A proposito di gesti quotidiani, c’è il suo rapporto con i poveri, che raccomanda di «toccare».
«Il suo è un rapporto preferenziale con tutti i poveri, non solo materiali, ma anche in senso spirituale. Francesco però non lo fa in chiave sociologica… non è un Che Guevara della Chiesa cattolica! No, lo fa perché teologicamente i poveri sono la carne di Cristo. Ce lo ha ricordato fin dai primi giorni del suo pontificato. Ecco perché dico che i suoi gesti tracciano un’enciclica. Pensiamo alle lavande dei piedi il Giovedì Santo, quando esce da San Pietro e si spoglia di se stesso. In ogni ultimo che tocca, Francesco mette in atto la pagina del Vangelo sul giudizio universale: “Signore, quando ti abbiamo visto povero, nudo, affamato, in carcere?”».

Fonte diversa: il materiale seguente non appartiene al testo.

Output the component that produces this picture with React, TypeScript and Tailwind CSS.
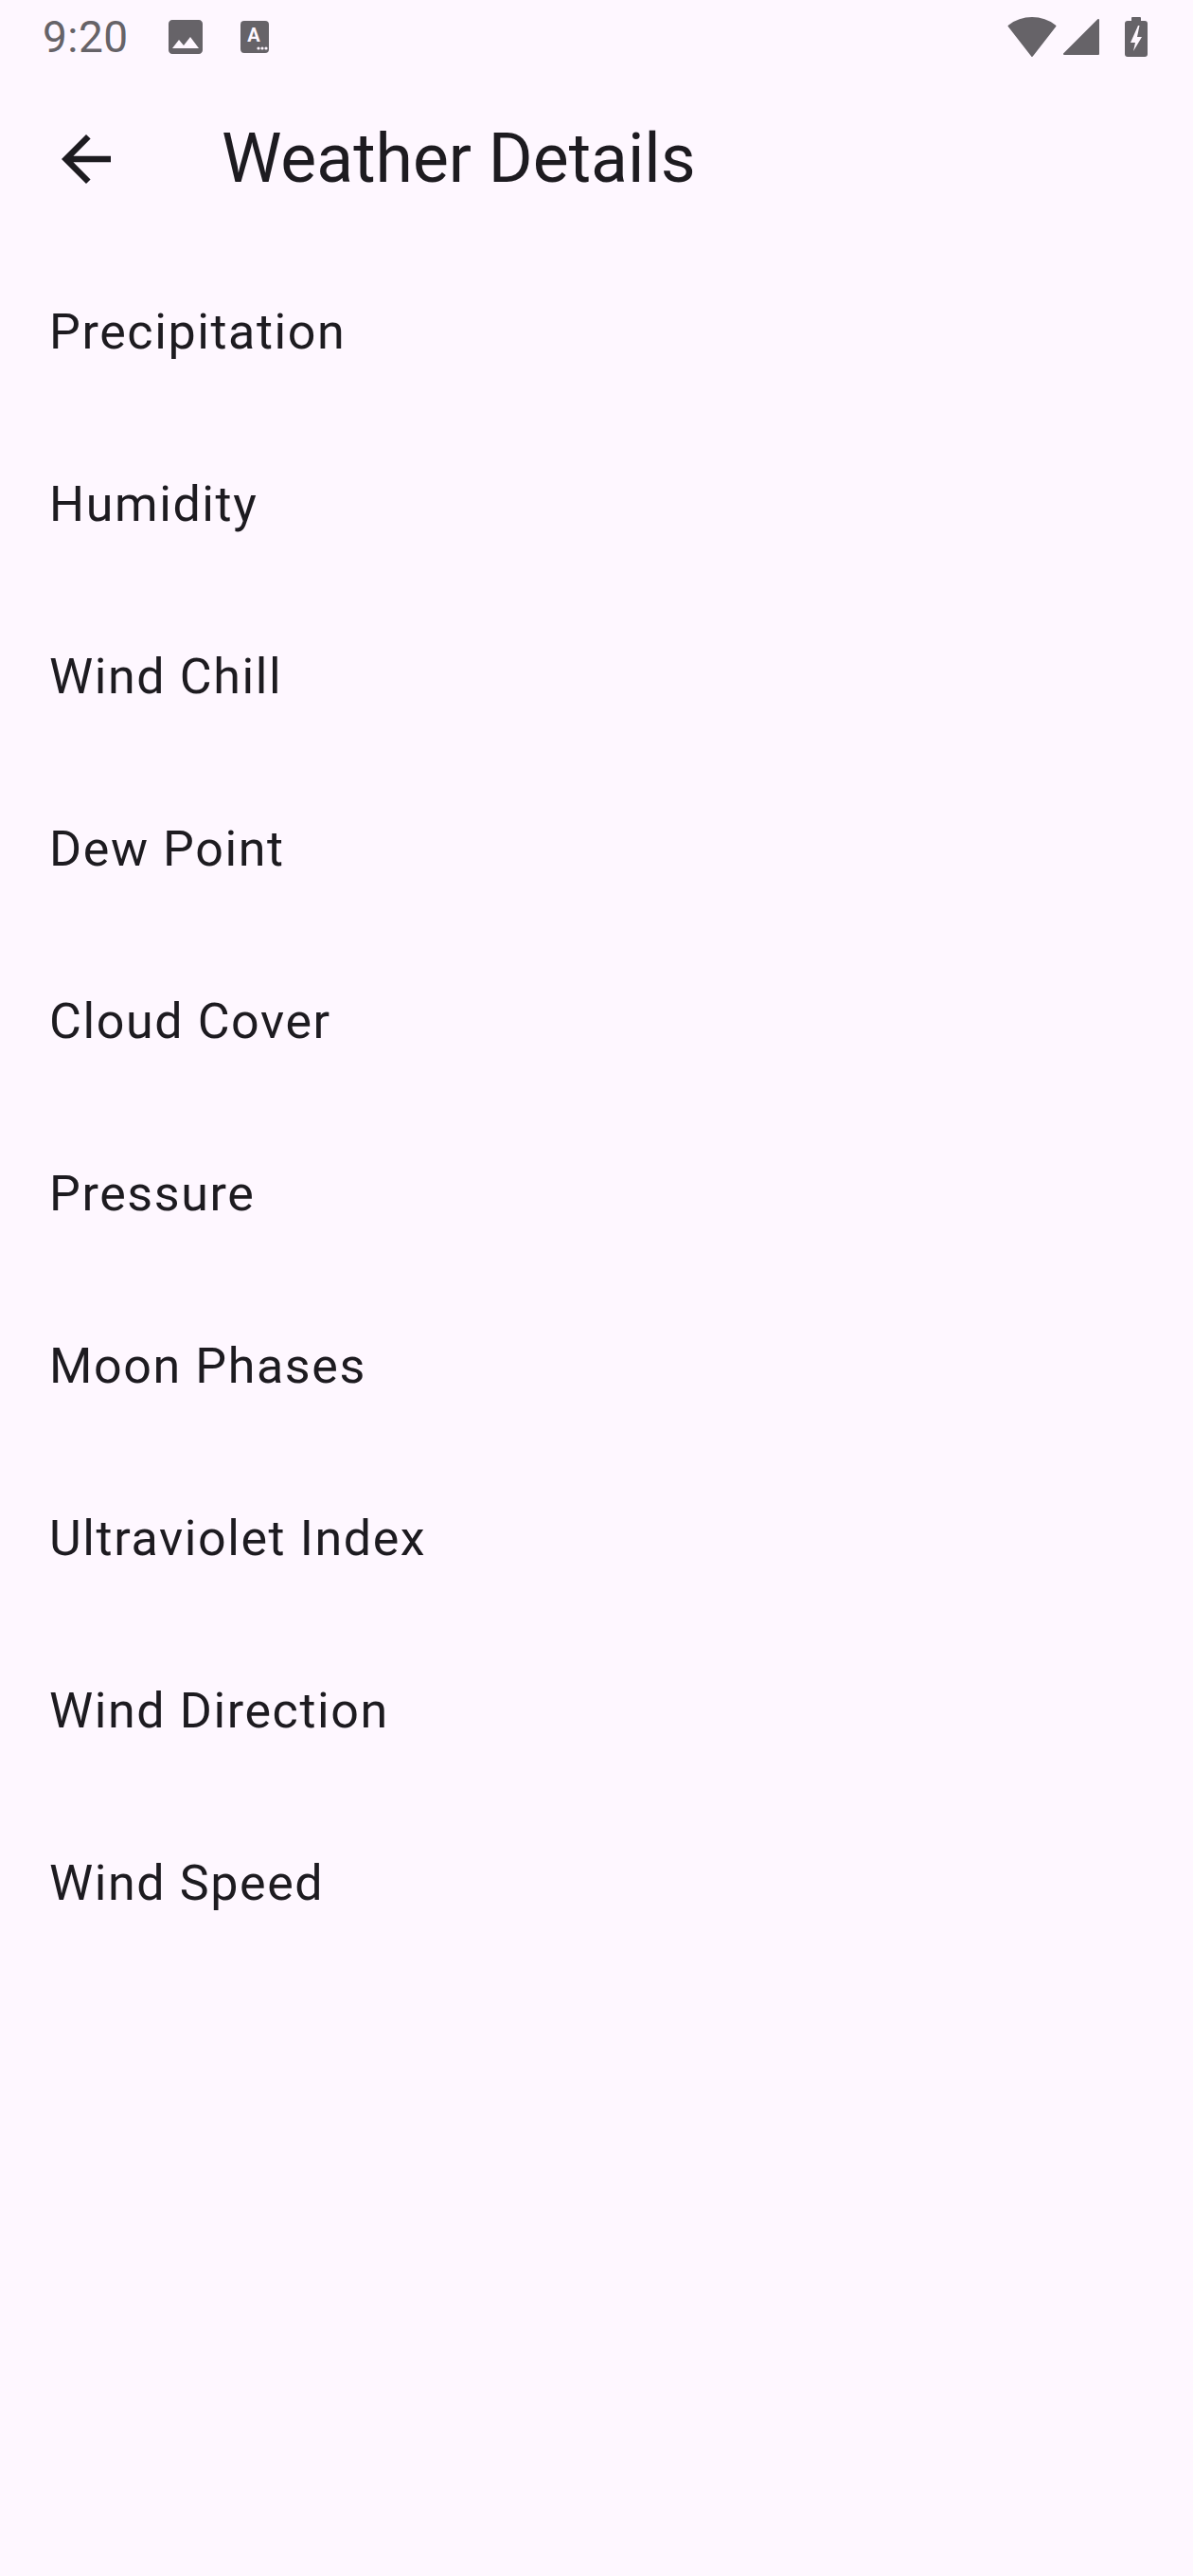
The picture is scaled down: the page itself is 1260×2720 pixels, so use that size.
const ITEMS = [
  'Precipitation',
  'Humidity',
  'Wind Chill',
  'Dew Point',
  'Cloud Cover',
  'Pressure',
  'Moon Phases',
  'Ultraviolet Index',
  'Wind Direction',
  'Wind Speed',
];

function StatusBar() {
  return (
    <div className="h-[78px] flex items-center justify-between text-[#666368]">
      <div className="flex items-center">
        <span className="ml-[45px] text-[46px] leading-none tracking-[0.5px]">9:20</span>
        {/* gallery notification */}
        <svg className="ml-[36px]" width="48" height="48" viewBox="0 0 24 24" fill="currentColor">
          <path d="M21 19V5c0-1.1-.9-2-2-2H5c-1.1 0-2 .9-2 2v14c0 1.1.9 2 2 2h14c1.1 0 2-.9 2-2zM8.5 13.5l2.5 3.01L14.5 12l4.5 6H5l3.5-4.5z" />
        </svg>
        {/* text app notification */}
        <svg className="ml-[33px]" width="32" height="36" viewBox="0 0 32 36">
          <rect x="1" y="1" width="30" height="34" rx="4" fill="currentColor" />
          <text x="15" y="23" textAnchor="middle" fontFamily="Roboto, sans-serif" fontWeight="700" fontSize="20" fill="#fef7ff">A</text>
          <circle cx="20" cy="30" r="1.6" fill="#fef7ff" />
          <circle cx="24" cy="30" r="1.6" fill="#fef7ff" />
          <circle cx="28" cy="30" r="1.6" fill="#fef7ff" />
        </svg>
      </div>
      <div className="flex items-center mr-[47px]">
        <svg width="52" height="44" viewBox="0 0 52 44" fill="currentColor" stroke="currentColor" strokeWidth="2" strokeLinejoin="round">
          <path d="M26 42 L1.5 10.5 A40 40 0 0 1 50.5 10.5 Z" />
        </svg>
        <svg className="ml-[6px]" width="40" height="40" viewBox="0 0 40 40" fill="currentColor" stroke="currentColor" strokeWidth="2" strokeLinejoin="round">
          <path d="M2 38 L38 2 L38 38 Z" />
        </svg>
        <svg className="ml-[25px]" width="26" height="44" viewBox="0 0 26 44" fill="currentColor">
          <rect x="8" y="1" width="10" height="6" rx="1" />
          <rect x="1" y="5" width="24" height="38" rx="3" />
          <path d="M15 10 L7 28 L12 28 L10 37 L19 22 L14 22 L16.5 10 Z" fill="#fef7ff" />
        </svg>
      </div>
    </div>
  );
}

export default function App() {
  return (
    <main className="min-h-[2720px] w-[1260px] bg-[#fef7ff] text-[#1d1b20]" style={{ fontFamily: 'Roboto, "Noto Sans", sans-serif' }}>
      <StatusBar />

      {/* Top app bar */}
      <header className="h-[180px] flex items-center">
        <button className="ml-[13px] w-[156px] h-[156px] flex items-center justify-center">
          <svg width="78" height="78" viewBox="0 0 24 24" fill="currentColor">
            <path d="M20 11H7.83l5.59-5.59L12 4l-8 8 8 8 1.41-1.41L7.83 13H20v-2z" />
          </svg>
        </button>
        <h1 className="ml-[65px] text-[71.5px] leading-none">Weather Details</h1>
      </header>

      {/* Detail list */}
      <ul>
        {ITEMS.map((item) => (
          <li key={item} className="h-[182px] flex items-center pl-[52px] pt-[3px] text-[52px] tracking-[1.6px]">
            {item}
          </li>
        ))}
      </ul>
    </main>
  );
}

Quale, tra i suoi gesti, l’ha toccata di più?
«23 aprile 2016, Giubileo dei ragazzi: i sacerdoti stanno confessando i giovani in Piazza San Pietro e a sorpresa si presenta anche il Papa, con una stola viola ordinaria, e si siede su un’ordinaria sedia di plastica. Espressione della misericordia. Alla stregua di tutti gli altri. Ci sono due sorrisi, quello del Papa e quello del ragazzo: la gioia del Vangelo e del perdono ritrovato. Chi ha sorriso all’altro per primo? Chissà! È come vedere Coppi e Bartali che si passano la borraccia. Ed è un gesto inserito nell’indizione di un Giubileo straordinario della misericordia che, di simili gesti, ne ha contenuti infiniti altri».
IL LIBRO. 4 TIPI DI GESTI
Nel volume L’ enciclica dei gesti di papa Francesco (Paoline, 20 euro) Muolo divide i gesti di Francesco in quattro categorie:
– della quotidianità, che ci fanno capire che il Papa è uno di noi;
– della carità e misericordia, per esempio le visite in luoghi di sofferenza;
– i gesti pastorali classici come l’apertura dell’Anno della misericordia;
– della comunicazione: le numerose interviste, il linguaggio creativo, i selfie con i giovani, l’uso dei social.